■ Directive ■
Make an exact copy of the entries, and keep any pictures out of it.

=-=-=-=-=

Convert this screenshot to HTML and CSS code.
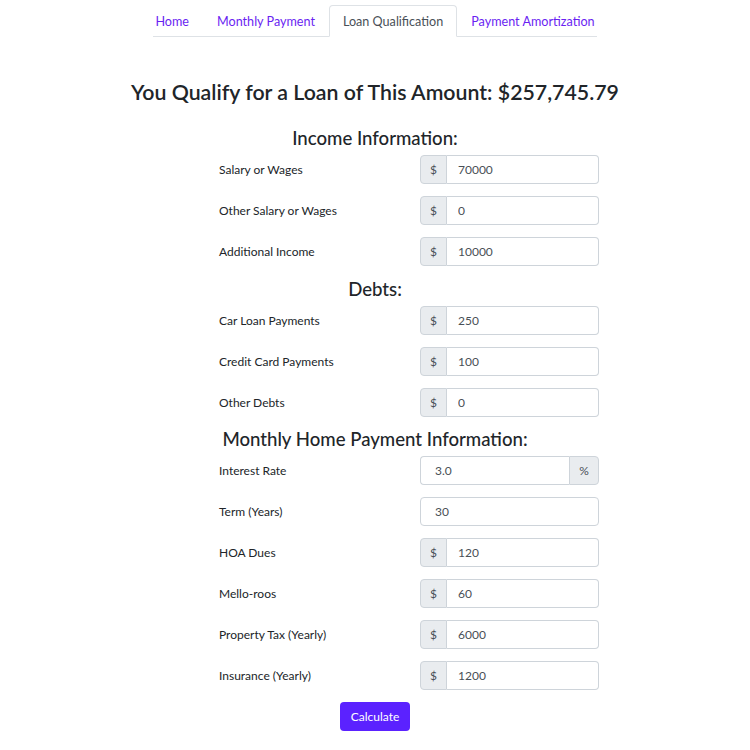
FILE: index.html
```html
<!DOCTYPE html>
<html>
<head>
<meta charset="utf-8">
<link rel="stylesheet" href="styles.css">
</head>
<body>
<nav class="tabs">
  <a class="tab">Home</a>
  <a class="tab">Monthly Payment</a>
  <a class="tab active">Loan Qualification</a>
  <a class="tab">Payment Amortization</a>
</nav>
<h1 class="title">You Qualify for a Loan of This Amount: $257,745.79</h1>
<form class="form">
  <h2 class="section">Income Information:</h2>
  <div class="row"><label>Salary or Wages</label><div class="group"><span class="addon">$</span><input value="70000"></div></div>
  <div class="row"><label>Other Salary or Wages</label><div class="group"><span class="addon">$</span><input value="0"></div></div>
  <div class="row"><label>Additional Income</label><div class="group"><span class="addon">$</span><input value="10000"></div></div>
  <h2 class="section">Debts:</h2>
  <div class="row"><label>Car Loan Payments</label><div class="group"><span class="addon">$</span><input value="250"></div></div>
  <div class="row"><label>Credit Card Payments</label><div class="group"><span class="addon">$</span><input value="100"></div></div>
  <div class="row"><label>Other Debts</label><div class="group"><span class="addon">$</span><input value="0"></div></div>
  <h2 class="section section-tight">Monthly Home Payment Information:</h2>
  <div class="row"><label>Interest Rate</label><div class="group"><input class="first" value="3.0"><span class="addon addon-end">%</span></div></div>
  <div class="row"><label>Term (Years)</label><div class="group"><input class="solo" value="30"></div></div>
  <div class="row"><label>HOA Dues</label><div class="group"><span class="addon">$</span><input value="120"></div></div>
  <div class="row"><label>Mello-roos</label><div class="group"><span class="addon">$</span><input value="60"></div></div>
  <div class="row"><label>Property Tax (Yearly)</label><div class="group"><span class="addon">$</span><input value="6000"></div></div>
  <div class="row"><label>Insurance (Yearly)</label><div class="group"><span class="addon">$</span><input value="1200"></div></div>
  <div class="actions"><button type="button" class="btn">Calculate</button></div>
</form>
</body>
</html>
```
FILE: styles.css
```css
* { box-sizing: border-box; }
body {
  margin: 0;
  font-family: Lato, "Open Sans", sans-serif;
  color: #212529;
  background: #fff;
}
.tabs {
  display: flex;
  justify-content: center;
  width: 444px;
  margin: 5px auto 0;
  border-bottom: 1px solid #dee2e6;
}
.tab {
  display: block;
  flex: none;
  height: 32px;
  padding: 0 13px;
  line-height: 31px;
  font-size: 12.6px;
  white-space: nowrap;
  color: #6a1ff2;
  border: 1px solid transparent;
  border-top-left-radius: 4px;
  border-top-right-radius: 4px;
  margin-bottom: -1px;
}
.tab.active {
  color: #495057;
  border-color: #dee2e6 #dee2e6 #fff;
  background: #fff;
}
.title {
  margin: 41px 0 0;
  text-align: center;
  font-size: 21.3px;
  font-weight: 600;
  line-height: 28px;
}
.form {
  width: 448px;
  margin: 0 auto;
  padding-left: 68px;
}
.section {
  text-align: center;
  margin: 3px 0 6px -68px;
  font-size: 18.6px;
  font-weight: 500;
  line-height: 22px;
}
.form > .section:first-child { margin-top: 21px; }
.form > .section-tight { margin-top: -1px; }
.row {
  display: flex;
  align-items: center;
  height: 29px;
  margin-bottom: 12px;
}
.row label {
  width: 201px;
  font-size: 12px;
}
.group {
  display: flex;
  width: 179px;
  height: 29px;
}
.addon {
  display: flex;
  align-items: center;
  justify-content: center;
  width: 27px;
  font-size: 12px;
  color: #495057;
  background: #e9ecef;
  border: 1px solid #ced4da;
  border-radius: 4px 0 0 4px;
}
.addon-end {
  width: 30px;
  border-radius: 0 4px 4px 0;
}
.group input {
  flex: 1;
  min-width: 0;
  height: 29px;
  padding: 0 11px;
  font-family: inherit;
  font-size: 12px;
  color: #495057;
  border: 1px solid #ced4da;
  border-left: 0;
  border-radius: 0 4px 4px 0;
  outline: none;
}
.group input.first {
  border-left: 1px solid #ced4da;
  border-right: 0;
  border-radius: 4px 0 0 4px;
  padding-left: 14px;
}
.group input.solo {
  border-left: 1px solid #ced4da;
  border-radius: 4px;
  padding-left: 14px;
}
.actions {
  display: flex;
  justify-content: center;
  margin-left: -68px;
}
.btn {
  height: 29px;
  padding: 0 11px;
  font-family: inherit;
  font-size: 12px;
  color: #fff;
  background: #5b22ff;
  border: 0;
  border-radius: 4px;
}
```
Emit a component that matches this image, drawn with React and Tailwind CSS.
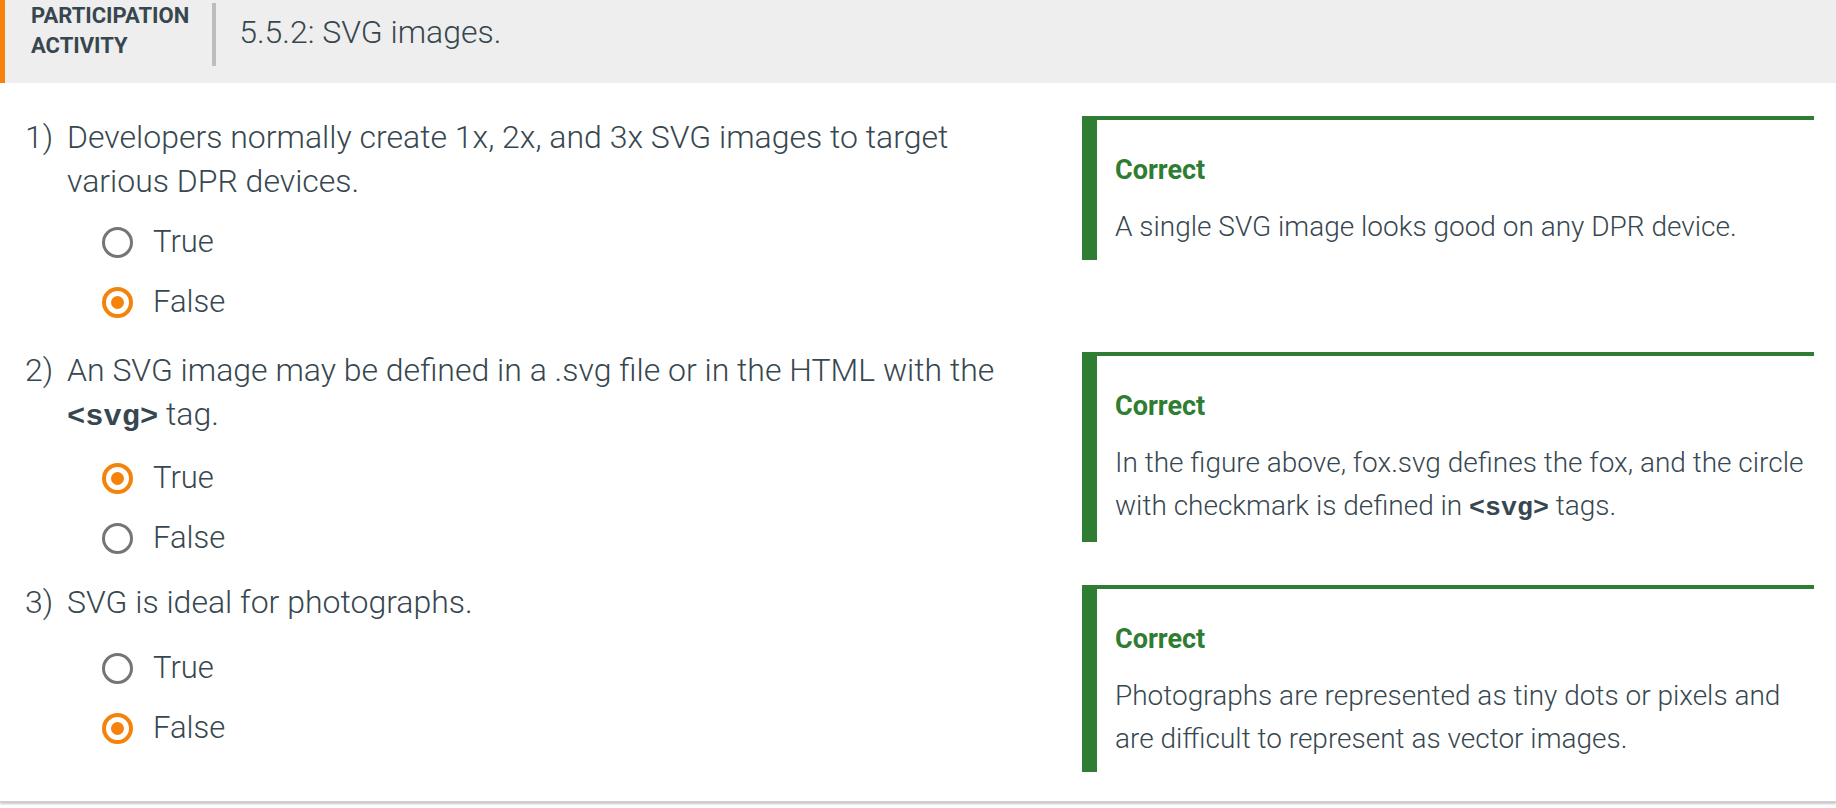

=-=-=-=-=

■ Response ■
Convert this screenshot to HTML and CSS code.
FILE: index.html
```html
<!DOCTYPE html>
<html>
<head>
<meta charset="utf-8">
<link rel="stylesheet" href="styles.css">
</head>
<body>
<nav class="tabs">
  <a class="tab">Home</a>
  <a class="tab">Monthly Payment</a>
  <a class="tab active">Loan Qualification</a>
  <a class="tab">Payment Amortization</a>
</nav>
<h1 class="title">You Qualify for a Loan of This Amount: $257,745.79</h1>
<form class="form">
  <h2 class="section">Income Information:</h2>
  <div class="row"><label>Salary or Wages</label><div class="group"><span class="addon">$</span><input value="70000"></div></div>
  <div class="row"><label>Other Salary or Wages</label><div class="group"><span class="addon">$</span><input value="0"></div></div>
  <div class="row"><label>Additional Income</label><div class="group"><span class="addon">$</span><input value="10000"></div></div>
  <h2 class="section">Debts:</h2>
  <div class="row"><label>Car Loan Payments</label><div class="group"><span class="addon">$</span><input value="250"></div></div>
  <div class="row"><label>Credit Card Payments</label><div class="group"><span class="addon">$</span><input value="100"></div></div>
  <div class="row"><label>Other Debts</label><div class="group"><span class="addon">$</span><input value="0"></div></div>
  <h2 class="section section-tight">Monthly Home Payment Information:</h2>
  <div class="row"><label>Interest Rate</label><div class="group"><input class="first" value="3.0"><span class="addon addon-end">%</span></div></div>
  <div class="row"><label>Term (Years)</label><div class="group"><input class="solo" value="30"></div></div>
  <div class="row"><label>HOA Dues</label><div class="group"><span class="addon">$</span><input value="120"></div></div>
  <div class="row"><label>Mello-roos</label><div class="group"><span class="addon">$</span><input value="60"></div></div>
  <div class="row"><label>Property Tax (Yearly)</label><div class="group"><span class="addon">$</span><input value="6000"></div></div>
  <div class="row"><label>Insurance (Yearly)</label><div class="group"><span class="addon">$</span><input value="1200"></div></div>
  <div class="actions"><button type="button" class="btn">Calculate</button></div>
</form>
</body>
</html>
```
FILE: styles.css
```css
* { box-sizing: border-box; }
body {
  margin: 0;
  font-family: Lato, "Open Sans", sans-serif;
  color: #212529;
  background: #fff;
}
.tabs {
  display: flex;
  justify-content: center;
  width: 444px;
  margin: 5px auto 0;
  border-bottom: 1px solid #dee2e6;
}
.tab {
  display: block;
  flex: none;
  height: 32px;
  padding: 0 13px;
  line-height: 31px;
  font-size: 12.6px;
  white-space: nowrap;
  color: #6a1ff2;
  border: 1px solid transparent;
  border-top-left-radius: 4px;
  border-top-right-radius: 4px;
  margin-bottom: -1px;
}
.tab.active {
  color: #495057;
  border-color: #dee2e6 #dee2e6 #fff;
  background: #fff;
}
.title {
  margin: 41px 0 0;
  text-align: center;
  font-size: 21.3px;
  font-weight: 600;
  line-height: 28px;
}
.form {
  width: 448px;
  margin: 0 auto;
  padding-left: 68px;
}
.section {
  text-align: center;
  margin: 3px 0 6px -68px;
  font-size: 18.6px;
  font-weight: 500;
  line-height: 22px;
}
.form > .section:first-child { margin-top: 21px; }
.form > .section-tight { margin-top: -1px; }
.row {
  display: flex;
  align-items: center;
  height: 29px;
  margin-bottom: 12px;
}
.row label {
  width: 201px;
  font-size: 12px;
}
.group {
  display: flex;
  width: 179px;
  height: 29px;
}
.addon {
  display: flex;
  align-items: center;
  justify-content: center;
  width: 27px;
  font-size: 12px;
  color: #495057;
  background: #e9ecef;
  border: 1px solid #ced4da;
  border-radius: 4px 0 0 4px;
}
.addon-end {
  width: 30px;
  border-radius: 0 4px 4px 0;
}
.group input {
  flex: 1;
  min-width: 0;
  height: 29px;
  padding: 0 11px;
  font-family: inherit;
  font-size: 12px;
  color: #495057;
  border: 1px solid #ced4da;
  border-left: 0;
  border-radius: 0 4px 4px 0;
  outline: none;
}
.group input.first {
  border-left: 1px solid #ced4da;
  border-right: 0;
  border-radius: 4px 0 0 4px;
  padding-left: 14px;
}
.group input.solo {
  border-left: 1px solid #ced4da;
  border-radius: 4px;
  padding-left: 14px;
}
.actions {
  display: flex;
  justify-content: center;
  margin-left: -68px;
}
.btn {
  height: 29px;
  padding: 0 11px;
  font-family: inherit;
  font-size: 12px;
  color: #fff;
  background: #5b22ff;
  border: 0;
  border-radius: 4px;
}
```
Emit a component that matches this image, drawn with React and Tailwind CSS.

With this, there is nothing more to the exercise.